## The records

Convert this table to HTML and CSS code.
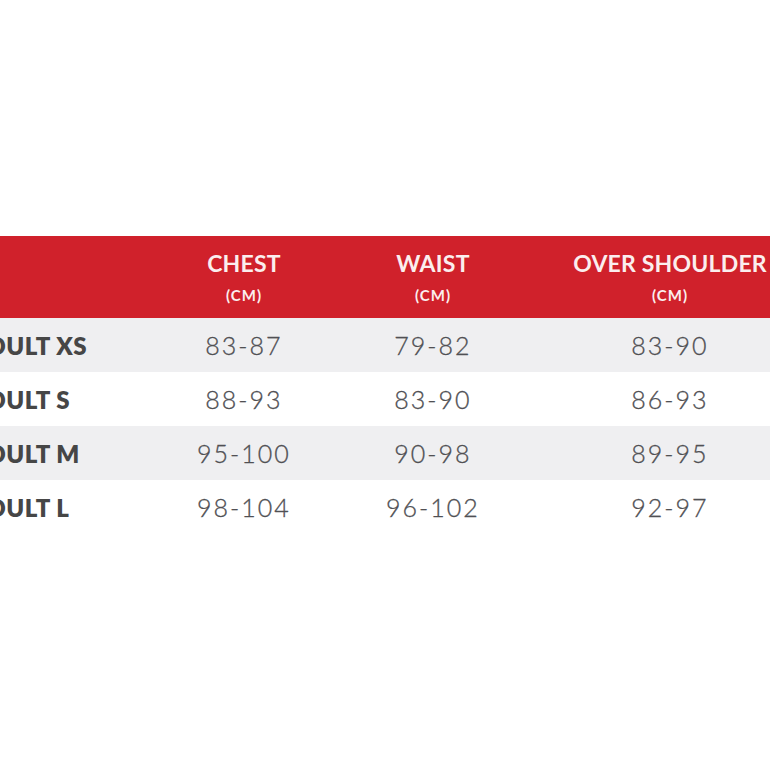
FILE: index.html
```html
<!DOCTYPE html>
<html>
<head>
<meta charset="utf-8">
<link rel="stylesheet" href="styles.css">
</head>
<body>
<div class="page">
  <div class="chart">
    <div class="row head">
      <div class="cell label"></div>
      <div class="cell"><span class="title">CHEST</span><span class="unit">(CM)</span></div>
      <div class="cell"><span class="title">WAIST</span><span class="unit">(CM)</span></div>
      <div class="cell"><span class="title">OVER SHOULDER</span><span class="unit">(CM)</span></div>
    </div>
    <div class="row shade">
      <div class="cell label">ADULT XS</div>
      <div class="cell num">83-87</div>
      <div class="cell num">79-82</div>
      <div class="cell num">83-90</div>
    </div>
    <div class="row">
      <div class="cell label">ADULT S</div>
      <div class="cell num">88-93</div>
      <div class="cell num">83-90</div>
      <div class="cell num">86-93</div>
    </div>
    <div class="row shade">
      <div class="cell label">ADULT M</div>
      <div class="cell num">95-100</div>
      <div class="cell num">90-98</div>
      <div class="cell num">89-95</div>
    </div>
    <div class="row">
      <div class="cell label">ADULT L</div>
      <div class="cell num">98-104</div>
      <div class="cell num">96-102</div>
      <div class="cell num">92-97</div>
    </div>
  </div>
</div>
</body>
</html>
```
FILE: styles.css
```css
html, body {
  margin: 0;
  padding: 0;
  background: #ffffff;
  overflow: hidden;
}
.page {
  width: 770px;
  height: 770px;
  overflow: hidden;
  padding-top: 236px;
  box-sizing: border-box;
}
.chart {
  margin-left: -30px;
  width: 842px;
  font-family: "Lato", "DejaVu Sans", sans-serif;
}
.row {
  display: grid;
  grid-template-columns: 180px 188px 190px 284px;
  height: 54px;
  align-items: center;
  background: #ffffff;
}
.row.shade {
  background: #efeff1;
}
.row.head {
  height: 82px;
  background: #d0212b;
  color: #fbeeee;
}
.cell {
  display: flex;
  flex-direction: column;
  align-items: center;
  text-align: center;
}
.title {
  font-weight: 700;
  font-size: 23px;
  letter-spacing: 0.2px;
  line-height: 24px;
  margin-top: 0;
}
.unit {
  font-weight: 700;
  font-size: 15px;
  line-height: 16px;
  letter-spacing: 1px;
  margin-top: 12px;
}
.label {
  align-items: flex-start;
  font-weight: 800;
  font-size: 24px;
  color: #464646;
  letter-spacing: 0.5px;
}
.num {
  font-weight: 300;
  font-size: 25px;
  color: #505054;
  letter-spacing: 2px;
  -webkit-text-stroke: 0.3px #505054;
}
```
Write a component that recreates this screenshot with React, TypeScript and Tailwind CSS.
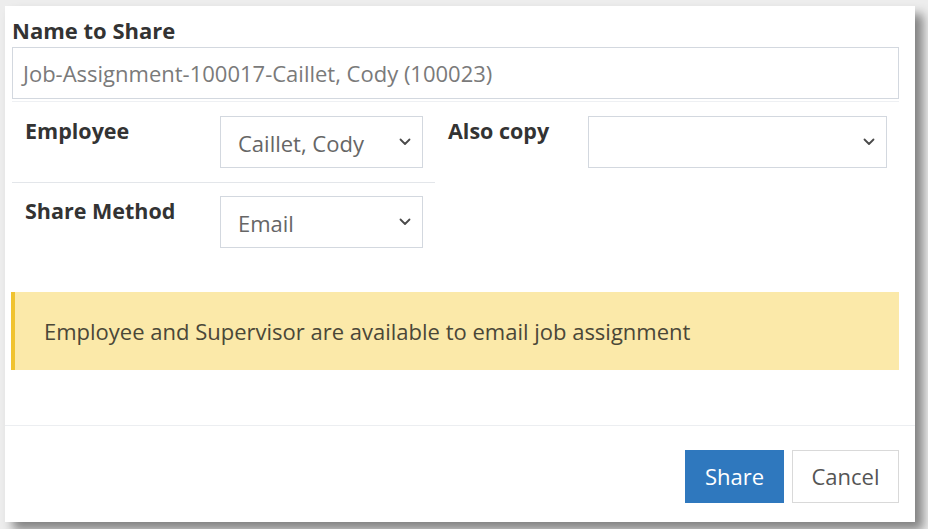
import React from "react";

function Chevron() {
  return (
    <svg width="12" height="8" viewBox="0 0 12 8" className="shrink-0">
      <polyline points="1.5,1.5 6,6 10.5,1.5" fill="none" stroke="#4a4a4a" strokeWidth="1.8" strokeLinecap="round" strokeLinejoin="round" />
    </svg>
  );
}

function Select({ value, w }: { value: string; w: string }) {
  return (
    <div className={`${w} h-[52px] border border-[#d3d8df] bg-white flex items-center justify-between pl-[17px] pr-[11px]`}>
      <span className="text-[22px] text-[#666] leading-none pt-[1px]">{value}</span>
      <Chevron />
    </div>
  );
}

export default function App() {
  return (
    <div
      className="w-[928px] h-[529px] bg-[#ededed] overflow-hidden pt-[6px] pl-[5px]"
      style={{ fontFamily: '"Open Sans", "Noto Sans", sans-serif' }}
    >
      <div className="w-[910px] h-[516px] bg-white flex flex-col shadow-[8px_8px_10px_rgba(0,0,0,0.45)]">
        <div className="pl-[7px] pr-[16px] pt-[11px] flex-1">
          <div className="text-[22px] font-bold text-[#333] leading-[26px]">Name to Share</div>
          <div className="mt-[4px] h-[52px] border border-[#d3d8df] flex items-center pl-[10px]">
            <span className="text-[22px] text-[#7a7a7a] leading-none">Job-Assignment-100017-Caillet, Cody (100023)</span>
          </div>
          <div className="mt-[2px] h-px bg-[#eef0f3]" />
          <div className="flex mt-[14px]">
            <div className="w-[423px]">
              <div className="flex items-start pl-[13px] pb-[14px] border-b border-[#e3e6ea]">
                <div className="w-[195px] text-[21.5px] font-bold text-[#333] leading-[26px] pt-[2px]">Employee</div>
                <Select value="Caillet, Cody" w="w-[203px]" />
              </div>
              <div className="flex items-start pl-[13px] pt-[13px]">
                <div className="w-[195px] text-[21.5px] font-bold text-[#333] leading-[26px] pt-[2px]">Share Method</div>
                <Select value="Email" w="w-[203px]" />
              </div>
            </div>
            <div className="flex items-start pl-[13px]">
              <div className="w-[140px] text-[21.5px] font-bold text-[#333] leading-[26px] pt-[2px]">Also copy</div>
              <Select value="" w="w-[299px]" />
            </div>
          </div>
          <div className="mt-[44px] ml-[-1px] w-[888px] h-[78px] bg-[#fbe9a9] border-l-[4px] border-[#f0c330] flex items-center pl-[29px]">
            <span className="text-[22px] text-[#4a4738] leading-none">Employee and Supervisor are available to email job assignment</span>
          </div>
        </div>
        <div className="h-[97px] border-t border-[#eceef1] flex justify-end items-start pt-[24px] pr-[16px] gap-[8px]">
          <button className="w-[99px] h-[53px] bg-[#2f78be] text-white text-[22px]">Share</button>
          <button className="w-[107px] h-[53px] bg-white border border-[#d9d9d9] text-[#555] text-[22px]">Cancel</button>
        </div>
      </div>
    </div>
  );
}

## What you should do
Transcribe the full listing character for character. Pictures are excluded.

## Correct response
Convert this table to HTML and CSS code.
FILE: index.html
```html
<!DOCTYPE html>
<html>
<head>
<meta charset="utf-8">
<link rel="stylesheet" href="styles.css">
</head>
<body>
<div class="page">
  <div class="chart">
    <div class="row head">
      <div class="cell label"></div>
      <div class="cell"><span class="title">CHEST</span><span class="unit">(CM)</span></div>
      <div class="cell"><span class="title">WAIST</span><span class="unit">(CM)</span></div>
      <div class="cell"><span class="title">OVER SHOULDER</span><span class="unit">(CM)</span></div>
    </div>
    <div class="row shade">
      <div class="cell label">ADULT XS</div>
      <div class="cell num">83-87</div>
      <div class="cell num">79-82</div>
      <div class="cell num">83-90</div>
    </div>
    <div class="row">
      <div class="cell label">ADULT S</div>
      <div class="cell num">88-93</div>
      <div class="cell num">83-90</div>
      <div class="cell num">86-93</div>
    </div>
    <div class="row shade">
      <div class="cell label">ADULT M</div>
      <div class="cell num">95-100</div>
      <div class="cell num">90-98</div>
      <div class="cell num">89-95</div>
    </div>
    <div class="row">
      <div class="cell label">ADULT L</div>
      <div class="cell num">98-104</div>
      <div class="cell num">96-102</div>
      <div class="cell num">92-97</div>
    </div>
  </div>
</div>
</body>
</html>
```
FILE: styles.css
```css
html, body {
  margin: 0;
  padding: 0;
  background: #ffffff;
  overflow: hidden;
}
.page {
  width: 770px;
  height: 770px;
  overflow: hidden;
  padding-top: 236px;
  box-sizing: border-box;
}
.chart {
  margin-left: -30px;
  width: 842px;
  font-family: "Lato", "DejaVu Sans", sans-serif;
}
.row {
  display: grid;
  grid-template-columns: 180px 188px 190px 284px;
  height: 54px;
  align-items: center;
  background: #ffffff;
}
.row.shade {
  background: #efeff1;
}
.row.head {
  height: 82px;
  background: #d0212b;
  color: #fbeeee;
}
.cell {
  display: flex;
  flex-direction: column;
  align-items: center;
  text-align: center;
}
.title {
  font-weight: 700;
  font-size: 23px;
  letter-spacing: 0.2px;
  line-height: 24px;
  margin-top: 0;
}
.unit {
  font-weight: 700;
  font-size: 15px;
  line-height: 16px;
  letter-spacing: 1px;
  margin-top: 12px;
}
.label {
  align-items: flex-start;
  font-weight: 800;
  font-size: 24px;
  color: #464646;
  letter-spacing: 0.5px;
}
.num {
  font-weight: 300;
  font-size: 25px;
  color: #505054;
  letter-spacing: 2px;
  -webkit-text-stroke: 0.3px #505054;
}
```
Write a component that recreates this screenshot with React, TypeScript and Tailwind CSS.
import React from "react";

function Chevron() {
  return (
    <svg width="12" height="8" viewBox="0 0 12 8" className="shrink-0">
      <polyline points="1.5,1.5 6,6 10.5,1.5" fill="none" stroke="#4a4a4a" strokeWidth="1.8" strokeLinecap="round" strokeLinejoin="round" />
    </svg>
  );
}

function Select({ value, w }: { value: string; w: string }) {
  return (
    <div className={`${w} h-[52px] border border-[#d3d8df] bg-white flex items-center justify-between pl-[17px] pr-[11px]`}>
      <span className="text-[22px] text-[#666] leading-none pt-[1px]">{value}</span>
      <Chevron />
    </div>
  );
}

export default function App() {
  return (
    <div
      className="w-[928px] h-[529px] bg-[#ededed] overflow-hidden pt-[6px] pl-[5px]"
      style={{ fontFamily: '"Open Sans", "Noto Sans", sans-serif' }}
    >
      <div className="w-[910px] h-[516px] bg-white flex flex-col shadow-[8px_8px_10px_rgba(0,0,0,0.45)]">
        <div className="pl-[7px] pr-[16px] pt-[11px] flex-1">
          <div className="text-[22px] font-bold text-[#333] leading-[26px]">Name to Share</div>
          <div className="mt-[4px] h-[52px] border border-[#d3d8df] flex items-center pl-[10px]">
            <span className="text-[22px] text-[#7a7a7a] leading-none">Job-Assignment-100017-Caillet, Cody (100023)</span>
          </div>
          <div className="mt-[2px] h-px bg-[#eef0f3]" />
          <div className="flex mt-[14px]">
            <div className="w-[423px]">
              <div className="flex items-start pl-[13px] pb-[14px] border-b border-[#e3e6ea]">
                <div className="w-[195px] text-[21.5px] font-bold text-[#333] leading-[26px] pt-[2px]">Employee</div>
                <Select value="Caillet, Cody" w="w-[203px]" />
              </div>
              <div className="flex items-start pl-[13px] pt-[13px]">
                <div className="w-[195px] text-[21.5px] font-bold text-[#333] leading-[26px] pt-[2px]">Share Method</div>
                <Select value="Email" w="w-[203px]" />
              </div>
            </div>
            <div className="flex items-start pl-[13px]">
              <div className="w-[140px] text-[21.5px] font-bold text-[#333] leading-[26px] pt-[2px]">Also copy</div>
              <Select value="" w="w-[299px]" />
            </div>
          </div>
          <div className="mt-[44px] ml-[-1px] w-[888px] h-[78px] bg-[#fbe9a9] border-l-[4px] border-[#f0c330] flex items-center pl-[29px]">
            <span className="text-[22px] text-[#4a4738] leading-none">Employee and Supervisor are available to email job assignment</span>
          </div>
        </div>
        <div className="h-[97px] border-t border-[#eceef1] flex justify-end items-start pt-[24px] pr-[16px] gap-[8px]">
          <button className="w-[99px] h-[53px] bg-[#2f78be] text-white text-[22px]">Share</button>
          <button className="w-[107px] h-[53px] bg-white border border-[#d9d9d9] text-[#555] text-[22px]">Cancel</button>
        </div>
      </div>
    </div>
  );
}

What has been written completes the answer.